Unibail-Rodamco-Westfield looking to sell 24 properties
French company, Unibail-Rodamco-Westfield (UWR) is going to sell all of its mall properties in the United States to concentrate on their European properties. The 24 malls will be sold over the next two years.
Jean-Marie Tritant, the chief executive officer of URW said during a stockholder meeting, “We will strengthen our core business by completing our deleveraging plans to emerge as a focused European pure-play. Deleveraging remains the key to unlocking future value, and we are progressing in our clearly defined disposal plans. We are positioned to execute on the radical reduction of our financial exposures to the U.S. over the course of 2022 and 2023.” as quoted by Spectrum News.
Paris-based URW has made this commitment as the retail shopping business in the United States has finally started to rebound slightly after two years of the pandemic. Online retail sales have gone up in comparison to in-person retail sales because of fears of Covid 19 and the customer’s rising preference for online shopping and home delivery.
Retail stores and shopping centers have been some of the businesses most impacted by the pandemic. Lockdowns, stay-at-home orders and Covid fears have made customers more comfortable with shopping from home. Among many customers, online shopping has become the go-to option rather than a fallback.

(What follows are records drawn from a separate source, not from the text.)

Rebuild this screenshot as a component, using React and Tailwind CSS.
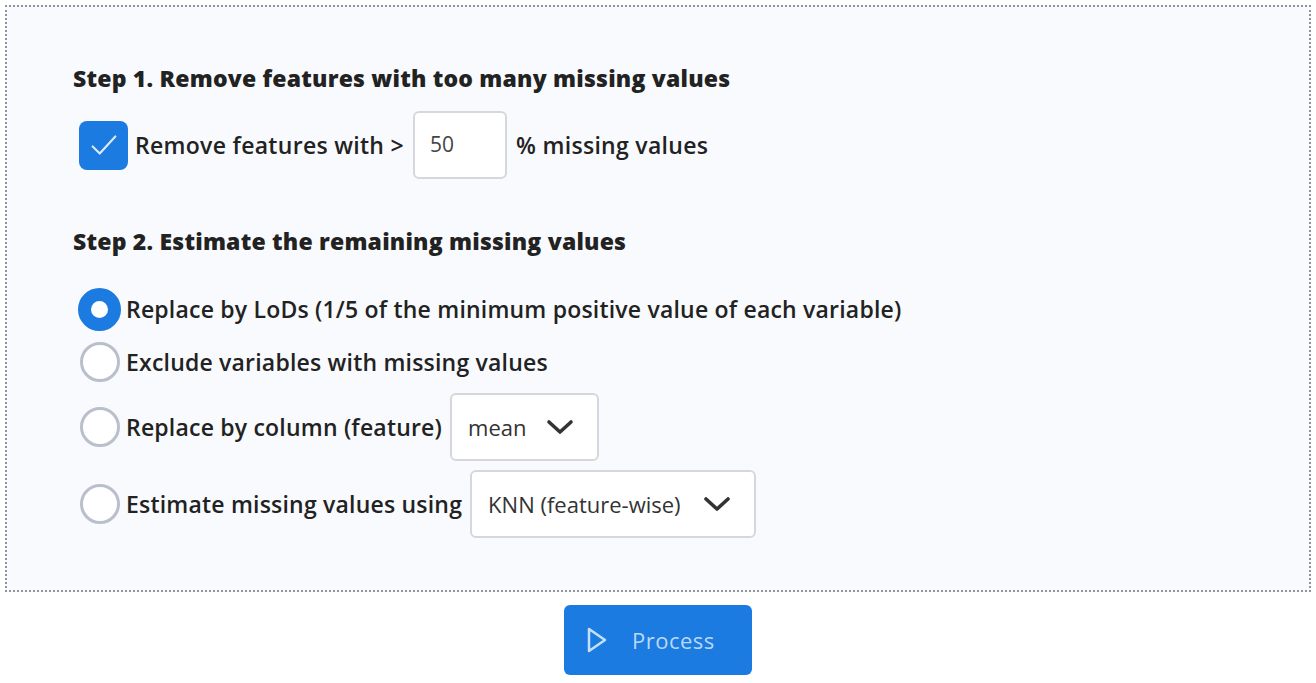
function Radio({ checked }) {
  return checked ? (
    <span className="w-[43px] h-[43px] rounded-full border-[13px] border-[#1b7be0] bg-white shrink-0" />
  ) : (
    <span className="w-[40px] h-[40px] ml-[2px] mr-[1px] rounded-full border-[3px] border-[#b9bfcc] bg-white shrink-0" />
  );
}

function Chevron() {
  return (
    <svg width="30" height="18" viewBox="0 0 30 18" fill="none" stroke="#333" strokeWidth="3.6" strokeLinecap="round" strokeLinejoin="round">
      <path d="M4 4l11 10L26 4" />
    </svg>
  );
}

function Select({ value, width }) {
  return (
    <div
      className={`${width} h-[68px] flex items-center justify-between pl-4 pr-[22px] bg-white border-2 border-[#d5d7dc] rounded-md text-[22px] text-[#333]`}
    >
      <span>{value}</span>
      <Chevron />
    </div>
  );
}

export default function App() {
  const options = [
    { label: "Replace by LoDs (1/5 of the minimum positive value of each variable)", checked: true },
    { label: "Exclude variables with missing values" },
    { label: "Replace by column (feature)", select: "mean", width: "w-[149px]" },
    { label: "Estimate missing values using", select: "KNN (feature-wise)", width: "w-[286px]" },
  ];

  return (
    <div className="w-full h-[683px] bg-white px-[5px] pt-[5px] font-['Open_Sans',sans-serif] text-[#222]">
      <div className="h-[587px] border-2 border-dotted border-[#8e949c] bg-[#f8fafd] pl-[66px] pt-[56px]">
        {/* Step 1 */}
        <h2 className="text-[23px] leading-[30px] font-extrabold tracking-[0.2px]">
          Step 1. Remove features with too many missing values
        </h2>
        <div className="mt-[18px] flex items-center h-[68px] text-[23px] font-semibold tracking-[0.3px]">
          <span className="ml-[6px] w-[49px] h-[49px] rounded-lg bg-[#1b7be0] flex items-center justify-center shrink-0">
            <svg width="34" height="34" viewBox="0 0 24 24" fill="none" stroke="#dbeafe" strokeWidth="1.5" strokeLinecap="round" strokeLinejoin="round">
              <path d="M4 13l5 5L20 6" />
            </svg>
          </span>
          <span className="ml-[7px]">Remove features with &gt;</span>
          <div className="ml-[9px] w-[94px] h-[68px] bg-white border-2 border-[#d5d7dc] rounded-md flex items-center pl-[15px] text-[21px] font-normal tracking-normal text-[#444]">
            50
          </div>
          <span className="ml-[9px]">% missing values</span>
        </div>

        {/* Step 2 */}
        <h2 className="mt-[47px] text-[23px] leading-[30px] font-extrabold tracking-[0.2px]">
          Step 2. Estimate the remaining missing values
        </h2>
        <div className="mt-[31px] flex flex-col gap-[9px] ml-[5px]">
          {options.map((o) => (
            <div key={o.label} className={`flex items-center ${o.select ? "h-[68px]" : "h-[44px]"}`}>
              <Radio checked={o.checked} />
              <span className="ml-[5px] text-[23px] font-semibold tracking-[0.2px] whitespace-nowrap">{o.label}</span>
              {o.select && (
                <div className="ml-[8px]">
                  <Select value={o.select} width={o.width} />
                </div>
              )}
            </div>
          ))}
        </div>
      </div>

      <div className="flex justify-center mt-[13px]">
        <button className="w-[188px] h-[70px] rounded-md bg-[#1b7be0] flex items-center pl-[22px] gap-[24px] text-[22px] text-[#b9d8f7]">
          <svg width="22" height="28" viewBox="0 0 22 28" fill="none" stroke="#c6e0fa" strokeWidth="2.5" strokeLinejoin="round">
            <path d="M3 3v22l16-11z" />
          </svg>
          <span className="tracking-[0.5px]">Process</span>
        </button>
      </div>
    </div>
  );
}
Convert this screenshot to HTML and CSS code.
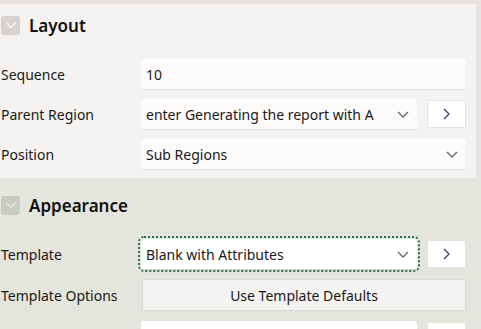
FILE: index.html
```html
<!DOCTYPE html>
<html lang="en">

<head>
  <meta charset="UTF-8">
  <title>Region Properties</title>
  <link rel="stylesheet" href="styles.css">
</head>

<body>
  <div class="top-wrap">
    <div class="panel">
      <div class="group-head">
        <span class="toggle">
          <svg width="12" height="8" viewBox="0 0 12 8"><path d="M1 1.5 L6 6.5 L11 1.5" fill="none" stroke="#f4f3f1" stroke-width="1.4"/></svg>
        </span>
        <h2>Layout</h2>
      </div>
      <div class="row">
        <label>Sequence</label>
        <div class="field"><input class="text-in" type="text" value="10"></div>
      </div>
      <div class="row">
        <label>Parent Region</label>
        <div class="field">
          <div class="select">
            <span class="val">enter Generating the report with A</span>
            <svg class="caret" width="12" height="7" viewBox="0 0 12 7"><path d="M1 1 L6 6 L11 1" fill="none" stroke="#6b6662" stroke-width="1.3"/></svg>
          </div>
          <button class="go" type="button">
            <svg width="7" height="12" viewBox="0 0 7 12"><path d="M1 1 L6 6 L1 11" fill="none" stroke="#3c3a6a" stroke-width="1.3"/></svg>
          </button>
        </div>
      </div>
      <div class="row">
        <label>Position</label>
        <div class="field">
          <div class="select">
            <span class="val">Sub Regions</span>
            <svg class="caret" width="12" height="7" viewBox="0 0 12 7"><path d="M1 1 L6 6 L11 1" fill="none" stroke="#6b6662" stroke-width="1.3"/></svg>
          </div>
        </div>
      </div>
    </div>
  </div>

  <div class="section">
    <div class="group-head">
      <span class="toggle alt">
        <svg width="12" height="8" viewBox="0 0 12 8"><path d="M1 1.5 L6 6.5 L11 1.5" fill="none" stroke="#e4e6dd" stroke-width="1.4"/></svg>
      </span>
      <h2>Appearance</h2>
    </div>
    <div class="row">
      <label>Template</label>
      <div class="field">
        <div class="select focused">
          <span class="val">Blank with Attributes</span>
          <svg class="caret" width="12" height="7" viewBox="0 0 12 7"><path d="M1 1 L6 6 L11 1" fill="none" stroke="#6b6662" stroke-width="1.3"/></svg>
        </div>
        <button class="go" type="button">
          <svg width="7" height="12" viewBox="0 0 7 12"><path d="M1 1 L6 6 L1 11" fill="none" stroke="#3c3a6a" stroke-width="1.3"/></svg>
        </button>
      </div>
    </div>
    <div class="row">
      <label>Template Options</label>
      <div class="field">
        <button class="wide" type="button">Use Template Defaults</button>
      </div>
    </div>
    <div class="row">
      <label></label>
      <div class="field">
        <div class="select plain"></div>
        <button class="go" type="button"></button>
      </div>
    </div>
  </div>
</body>

</html>
```

FILE: styles.css
```css
body {
  margin: 0;
  background-color: #e4e6dd;
  font-family: 'Noto Sans', 'Open Sans', sans-serif;
  font-size: 14px;
  color: #1b1917;
  overflow: hidden;
}

.top-wrap {
  background-color: #e6e3e0;
  padding: 4px 5px 1px 0;
}

.panel {
  background-color: #f4f3f1;
  padding: 11px 10px 9px 0;
  display: flex;
  flex-direction: column;
  gap: 10px;
}

.section {
  padding: 16px 15px 0 0;
  display: flex;
  flex-direction: column;
  gap: 10px;
}

.group-head {
  display: flex;
  align-items: center;
  height: 20px;
  margin-bottom: 14px;
}

.toggle {
  width: 19px;
  height: 19px;
  margin-left: 1px;
  border-radius: 3px;
  background-color: #d6d3cf;
  display: flex;
  align-items: center;
  justify-content: center;
}

.toggle.alt {
  background-color: #c9cbc2;
}

h2 {
  margin: 0 0 0 9px;
  font-size: 17px;
  font-weight: 600;
  color: #131110;
}

.row {
  display: flex;
  align-items: center;
}

.row label {
  width: 140px;
  padding-left: 1px;
  white-space: nowrap;
}

.field {
  flex: 1;
  display: flex;
  gap: 10px;
}

.text-in {
  width: 100%;
  height: 30px;
  box-sizing: border-box;
  border: none;
  border-radius: 3px;
  padding: 0 5px;
  font: inherit;
  color: #1b1917;
  background-color: #fcfbfa;
  box-shadow: 0 1px 1px rgba(0, 0, 0, 0.08);
}

.select {
  flex: 1;
  height: 30px;
  box-sizing: border-box;
  border-radius: 3px;
  padding: 0 8px 0 5px;
  background-color: #fcfbfa;
  box-shadow: 0 1px 1px rgba(0, 0, 0, 0.08);
  display: flex;
  align-items: center;
  justify-content: space-between;
  overflow: hidden;
}

.select .val {
  white-space: nowrap;
  overflow: hidden;
}

.select .caret {
  flex-shrink: 0;
  margin-left: 10px;
}

.select.focused {
  background-color: #ffffff;
  outline: 2px dotted #2e7650;
  outline-offset: 1px;
}

.select.plain {
  background-color: #ffffff;
}

.go {
  width: 39px;
  height: 28px;
  margin-top: 1px;
  border: 1px solid #e6e3de;
  border-radius: 2px;
  background-color: #ffffff;
  display: flex;
  align-items: center;
  justify-content: center;
  padding: 0;
}

.wide {
  flex: 1;
  height: 32px;
  margin-left: 1px;
  border: 1px solid #dcdad5;
  border-radius: 2px;
  background-color: #f4f3f1;
  font: inherit;
  color: #1b1917;
}
```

Even before the pandemic, malls were already suffering from a lack of foot traffic, so the coronavirus emergency just made an already tenuous situation worse. Because malls were already in trouble, commercial real estate experts are not surprised by URW’s decision. Mall owners had already started to move to a model based on mixed-use residential, office or hotel-based retail locations in the last several years.
The 24 URW locations are spread out over the states of New York, Florida, Illinois and New Jersey. URW’s Westfield Malls in California are among the most well-known malls in the area like the Westfield Century City, Westfield Santa Anita, Westfield Topanga and The Village in Canoga Park.
URW has over 85 shopping centers worldwide, some office buildings and a convention center and exhibition business. Their full portfolio is estimated to be worth $54.5 billion.
The company had also invested in its mall holdings to reposition them as mixed-use properties or to increase the amenities available to potential shoppers to compete in the new market. Westfield upgraded the Westfield Century City to the tune of $1 billion in 2017. Ambiculture Advisors managing principal Jennifer Taylor said that this move from URW to divest from the US Market was not a surprise.
Taylor said, as quoted by Spectrum News, “I know the narrative out there is e-commerce killed retail; no, it wasn’t. It was over-retailing that killed retail. They are performing better in Europe than in the U.S.”
In Europe, per capita, the average retail space is 4.5 square feet, but in the United States, the average retail space per capita is 24.5 square feet or 8.5 billion square feet of retail space. David Greensfelder, founder, and managing principal at Greensfelder Real Estate Strategy said, as quoted by Spectrum News, “Retail is demand-driven. We have more retail space than we need.”
However, Greensfelder said that doomsaying about URW being a victim of a “retail apocalypse” might be overblown, that there will most likely be a demand for the assets that URW is selling off.
Greensfelder added, as quoted by Spectrum News, “All of these shopping centers tend to be really well-located. These properties have a lot of redevelopment potential. There’s going to be a scramble for those. You’re going to see the highest-profile owners of malls go after those. It’s an opportunity to scoop up great malls that have stood the test of time.”
Taylor stated that this is an excellent time to reposition the properties in a way that would resonate better with the shoppers of today. “I think this is a great opportunity for developers and consumers. You get the opportunity to reposition something relevant today post-pandemic. It’s a great way to press the pause button and figure out the highest and best use of these massive pieces of real estate.”